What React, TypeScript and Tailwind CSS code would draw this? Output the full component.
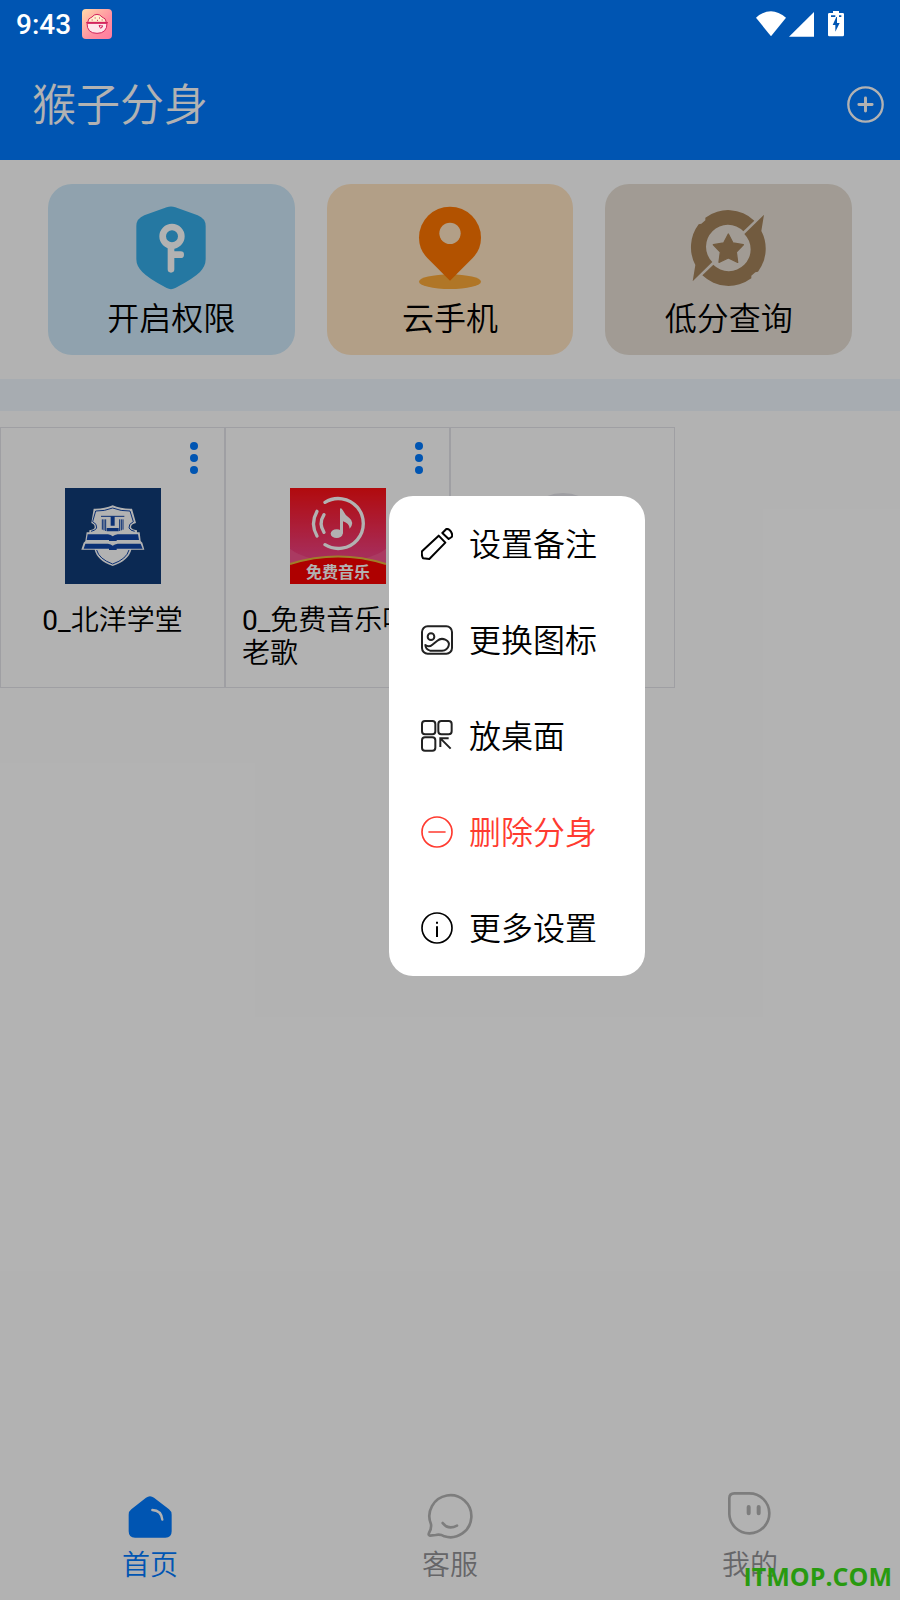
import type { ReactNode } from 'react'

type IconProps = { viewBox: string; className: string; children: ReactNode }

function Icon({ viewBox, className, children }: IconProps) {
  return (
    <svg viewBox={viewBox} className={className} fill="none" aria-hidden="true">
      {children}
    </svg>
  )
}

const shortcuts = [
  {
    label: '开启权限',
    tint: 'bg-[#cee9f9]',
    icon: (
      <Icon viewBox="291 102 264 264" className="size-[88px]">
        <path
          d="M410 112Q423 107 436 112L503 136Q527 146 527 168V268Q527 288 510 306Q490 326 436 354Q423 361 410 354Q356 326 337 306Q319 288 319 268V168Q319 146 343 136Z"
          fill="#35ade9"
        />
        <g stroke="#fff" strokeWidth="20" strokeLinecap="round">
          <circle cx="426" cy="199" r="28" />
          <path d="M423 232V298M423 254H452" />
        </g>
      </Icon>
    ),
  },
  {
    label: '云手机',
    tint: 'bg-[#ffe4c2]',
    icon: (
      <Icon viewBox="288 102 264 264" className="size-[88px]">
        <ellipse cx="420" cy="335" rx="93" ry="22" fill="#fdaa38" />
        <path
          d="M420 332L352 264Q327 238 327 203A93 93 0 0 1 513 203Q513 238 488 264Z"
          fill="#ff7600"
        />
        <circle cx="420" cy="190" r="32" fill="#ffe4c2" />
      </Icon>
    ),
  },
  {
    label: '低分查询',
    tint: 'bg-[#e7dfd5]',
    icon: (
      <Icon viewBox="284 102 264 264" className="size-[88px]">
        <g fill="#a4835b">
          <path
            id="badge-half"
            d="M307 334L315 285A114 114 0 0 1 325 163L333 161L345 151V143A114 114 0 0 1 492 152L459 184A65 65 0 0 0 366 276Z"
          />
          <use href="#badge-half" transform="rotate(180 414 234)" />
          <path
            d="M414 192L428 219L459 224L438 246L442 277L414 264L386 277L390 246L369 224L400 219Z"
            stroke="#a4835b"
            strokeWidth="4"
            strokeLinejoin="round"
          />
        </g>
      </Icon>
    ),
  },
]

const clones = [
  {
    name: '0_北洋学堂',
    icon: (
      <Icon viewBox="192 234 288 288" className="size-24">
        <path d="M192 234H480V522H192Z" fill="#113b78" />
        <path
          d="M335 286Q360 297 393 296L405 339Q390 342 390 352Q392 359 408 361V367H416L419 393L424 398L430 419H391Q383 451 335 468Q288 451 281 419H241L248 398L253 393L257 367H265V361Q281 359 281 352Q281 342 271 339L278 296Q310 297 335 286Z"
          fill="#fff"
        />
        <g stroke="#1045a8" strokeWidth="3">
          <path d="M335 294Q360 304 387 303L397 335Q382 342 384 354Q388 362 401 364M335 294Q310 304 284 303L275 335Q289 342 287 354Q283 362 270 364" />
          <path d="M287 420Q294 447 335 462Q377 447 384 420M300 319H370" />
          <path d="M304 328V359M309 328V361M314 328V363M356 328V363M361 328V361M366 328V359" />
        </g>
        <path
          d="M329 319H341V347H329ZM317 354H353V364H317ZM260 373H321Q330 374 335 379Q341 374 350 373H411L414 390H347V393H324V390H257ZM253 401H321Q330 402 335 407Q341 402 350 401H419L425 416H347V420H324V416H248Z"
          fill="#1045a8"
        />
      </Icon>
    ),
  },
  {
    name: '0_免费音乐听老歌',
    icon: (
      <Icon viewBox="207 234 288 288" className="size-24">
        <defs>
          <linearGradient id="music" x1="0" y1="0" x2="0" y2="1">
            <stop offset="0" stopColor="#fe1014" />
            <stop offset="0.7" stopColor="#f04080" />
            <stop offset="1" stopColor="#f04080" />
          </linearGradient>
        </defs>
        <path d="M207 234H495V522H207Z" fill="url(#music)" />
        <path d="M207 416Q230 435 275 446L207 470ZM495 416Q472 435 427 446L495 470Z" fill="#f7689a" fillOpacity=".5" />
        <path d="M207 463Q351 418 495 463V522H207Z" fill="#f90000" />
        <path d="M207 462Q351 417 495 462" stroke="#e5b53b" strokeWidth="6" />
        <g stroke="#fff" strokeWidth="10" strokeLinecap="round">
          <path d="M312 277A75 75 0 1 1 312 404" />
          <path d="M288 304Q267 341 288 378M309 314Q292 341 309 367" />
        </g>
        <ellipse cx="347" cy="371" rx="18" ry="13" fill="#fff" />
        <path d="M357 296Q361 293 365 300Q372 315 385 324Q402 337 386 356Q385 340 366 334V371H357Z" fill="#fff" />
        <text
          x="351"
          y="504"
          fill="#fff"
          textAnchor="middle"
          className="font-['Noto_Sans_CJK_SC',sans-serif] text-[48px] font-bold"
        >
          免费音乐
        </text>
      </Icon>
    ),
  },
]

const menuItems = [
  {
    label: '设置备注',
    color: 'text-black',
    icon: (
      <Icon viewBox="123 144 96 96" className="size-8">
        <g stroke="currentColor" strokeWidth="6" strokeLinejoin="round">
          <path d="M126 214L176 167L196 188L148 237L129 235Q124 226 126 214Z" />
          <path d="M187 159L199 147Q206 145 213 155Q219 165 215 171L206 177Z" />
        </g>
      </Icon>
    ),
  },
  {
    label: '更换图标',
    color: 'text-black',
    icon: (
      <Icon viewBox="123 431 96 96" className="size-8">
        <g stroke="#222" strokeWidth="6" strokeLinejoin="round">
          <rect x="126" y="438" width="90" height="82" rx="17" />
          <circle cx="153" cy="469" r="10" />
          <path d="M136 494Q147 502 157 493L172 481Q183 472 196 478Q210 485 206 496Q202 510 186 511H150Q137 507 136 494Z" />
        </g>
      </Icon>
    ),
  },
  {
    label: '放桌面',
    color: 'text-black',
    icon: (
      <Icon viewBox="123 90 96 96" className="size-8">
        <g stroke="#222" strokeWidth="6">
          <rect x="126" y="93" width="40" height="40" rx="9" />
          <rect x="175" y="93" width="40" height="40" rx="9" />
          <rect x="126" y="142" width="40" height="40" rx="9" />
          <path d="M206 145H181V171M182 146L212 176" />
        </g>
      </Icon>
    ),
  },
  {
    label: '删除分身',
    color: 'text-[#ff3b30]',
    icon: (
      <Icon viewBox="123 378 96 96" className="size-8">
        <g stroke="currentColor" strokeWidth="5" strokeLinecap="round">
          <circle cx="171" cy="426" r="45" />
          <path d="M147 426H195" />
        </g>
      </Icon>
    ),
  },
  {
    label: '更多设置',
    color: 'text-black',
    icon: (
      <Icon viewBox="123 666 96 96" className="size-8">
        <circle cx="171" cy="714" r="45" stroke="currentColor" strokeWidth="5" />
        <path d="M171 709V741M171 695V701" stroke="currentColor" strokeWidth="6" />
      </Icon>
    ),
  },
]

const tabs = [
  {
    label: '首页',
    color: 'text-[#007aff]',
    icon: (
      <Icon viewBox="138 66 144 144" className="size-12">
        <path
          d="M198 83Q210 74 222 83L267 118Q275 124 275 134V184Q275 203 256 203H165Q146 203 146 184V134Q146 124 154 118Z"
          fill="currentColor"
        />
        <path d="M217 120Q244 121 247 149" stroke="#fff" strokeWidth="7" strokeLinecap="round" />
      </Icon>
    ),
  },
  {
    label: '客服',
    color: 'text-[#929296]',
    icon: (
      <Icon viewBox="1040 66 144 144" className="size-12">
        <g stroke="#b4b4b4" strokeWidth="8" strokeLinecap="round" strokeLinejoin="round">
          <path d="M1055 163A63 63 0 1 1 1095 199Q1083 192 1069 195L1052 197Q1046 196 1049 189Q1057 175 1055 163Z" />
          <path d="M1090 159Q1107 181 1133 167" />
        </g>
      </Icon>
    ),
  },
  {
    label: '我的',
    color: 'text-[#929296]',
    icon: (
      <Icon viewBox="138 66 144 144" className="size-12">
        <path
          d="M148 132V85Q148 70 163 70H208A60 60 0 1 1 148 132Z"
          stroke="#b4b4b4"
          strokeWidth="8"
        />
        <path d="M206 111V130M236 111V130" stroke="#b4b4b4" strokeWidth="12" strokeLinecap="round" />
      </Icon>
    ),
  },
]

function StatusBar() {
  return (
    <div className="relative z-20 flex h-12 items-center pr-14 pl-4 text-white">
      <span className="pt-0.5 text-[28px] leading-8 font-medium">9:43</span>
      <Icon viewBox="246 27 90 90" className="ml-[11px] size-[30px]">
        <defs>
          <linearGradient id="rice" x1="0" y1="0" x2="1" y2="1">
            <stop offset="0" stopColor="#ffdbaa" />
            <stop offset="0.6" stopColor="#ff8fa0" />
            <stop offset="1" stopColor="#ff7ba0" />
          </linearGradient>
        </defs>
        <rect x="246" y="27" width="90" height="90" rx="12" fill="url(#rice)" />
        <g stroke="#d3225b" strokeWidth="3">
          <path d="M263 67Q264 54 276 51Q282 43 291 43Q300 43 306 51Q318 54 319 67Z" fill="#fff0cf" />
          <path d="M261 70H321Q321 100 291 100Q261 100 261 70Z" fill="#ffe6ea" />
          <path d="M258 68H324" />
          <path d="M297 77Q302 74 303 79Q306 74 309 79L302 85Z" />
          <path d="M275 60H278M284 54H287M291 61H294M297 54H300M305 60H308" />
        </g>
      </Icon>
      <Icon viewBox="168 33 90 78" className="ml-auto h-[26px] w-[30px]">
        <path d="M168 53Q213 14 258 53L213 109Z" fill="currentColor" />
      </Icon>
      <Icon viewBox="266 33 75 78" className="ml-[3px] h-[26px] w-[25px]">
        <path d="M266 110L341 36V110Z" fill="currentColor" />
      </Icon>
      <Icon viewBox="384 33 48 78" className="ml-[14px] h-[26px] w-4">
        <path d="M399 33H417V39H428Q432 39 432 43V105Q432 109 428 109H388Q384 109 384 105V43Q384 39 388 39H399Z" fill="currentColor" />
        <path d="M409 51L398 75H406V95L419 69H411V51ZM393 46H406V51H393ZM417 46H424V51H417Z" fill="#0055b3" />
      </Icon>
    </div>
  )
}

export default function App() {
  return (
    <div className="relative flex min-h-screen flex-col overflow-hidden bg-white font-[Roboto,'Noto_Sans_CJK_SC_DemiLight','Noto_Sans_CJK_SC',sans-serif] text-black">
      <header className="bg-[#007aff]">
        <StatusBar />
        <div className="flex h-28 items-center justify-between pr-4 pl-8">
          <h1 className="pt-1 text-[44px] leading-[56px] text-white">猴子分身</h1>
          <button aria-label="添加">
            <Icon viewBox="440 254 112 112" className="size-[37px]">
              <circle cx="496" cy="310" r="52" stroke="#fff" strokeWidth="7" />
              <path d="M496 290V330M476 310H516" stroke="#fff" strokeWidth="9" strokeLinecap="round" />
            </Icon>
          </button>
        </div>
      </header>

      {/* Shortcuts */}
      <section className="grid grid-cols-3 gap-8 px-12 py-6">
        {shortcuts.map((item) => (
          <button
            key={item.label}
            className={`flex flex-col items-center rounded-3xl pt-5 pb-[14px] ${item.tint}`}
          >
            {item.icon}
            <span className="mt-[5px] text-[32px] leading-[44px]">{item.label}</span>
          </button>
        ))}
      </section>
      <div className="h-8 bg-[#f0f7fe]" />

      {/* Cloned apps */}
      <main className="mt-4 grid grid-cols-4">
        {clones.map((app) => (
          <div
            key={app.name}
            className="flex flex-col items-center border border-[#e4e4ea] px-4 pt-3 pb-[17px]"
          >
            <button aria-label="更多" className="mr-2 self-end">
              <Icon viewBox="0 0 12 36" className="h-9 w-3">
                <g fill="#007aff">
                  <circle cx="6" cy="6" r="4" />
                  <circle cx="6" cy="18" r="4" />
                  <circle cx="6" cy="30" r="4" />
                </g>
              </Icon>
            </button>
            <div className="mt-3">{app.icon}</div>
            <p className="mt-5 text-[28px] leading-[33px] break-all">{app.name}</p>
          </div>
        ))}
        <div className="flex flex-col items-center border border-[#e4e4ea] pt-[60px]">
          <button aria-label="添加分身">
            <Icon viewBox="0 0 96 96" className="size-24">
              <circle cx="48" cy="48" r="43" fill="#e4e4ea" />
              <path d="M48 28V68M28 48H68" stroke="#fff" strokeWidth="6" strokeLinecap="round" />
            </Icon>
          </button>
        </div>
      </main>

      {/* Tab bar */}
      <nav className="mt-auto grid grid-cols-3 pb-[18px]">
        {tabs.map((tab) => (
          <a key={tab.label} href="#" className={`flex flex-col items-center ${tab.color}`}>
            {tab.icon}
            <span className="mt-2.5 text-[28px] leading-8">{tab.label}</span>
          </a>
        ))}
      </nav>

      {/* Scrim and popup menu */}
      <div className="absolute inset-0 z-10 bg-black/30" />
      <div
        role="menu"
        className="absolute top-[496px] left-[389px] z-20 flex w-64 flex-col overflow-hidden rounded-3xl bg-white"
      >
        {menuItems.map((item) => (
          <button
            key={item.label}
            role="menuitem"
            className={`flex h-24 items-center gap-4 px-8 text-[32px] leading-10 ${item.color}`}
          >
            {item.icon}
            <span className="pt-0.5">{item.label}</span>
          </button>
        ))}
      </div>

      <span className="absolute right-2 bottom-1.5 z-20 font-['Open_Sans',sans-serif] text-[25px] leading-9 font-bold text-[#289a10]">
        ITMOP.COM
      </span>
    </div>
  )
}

__________

» Request:
Every line from the start of the listing above through the line with "string; className: string;" should be repeated exactly; skip the pictures and add nothing else.

» Result for this exercise:
What React, TypeScript and Tailwind CSS code would draw this? Output the full component.
import type { ReactNode } from 'react'

type IconProps = { viewBox: string; className: string; children: ReactNode }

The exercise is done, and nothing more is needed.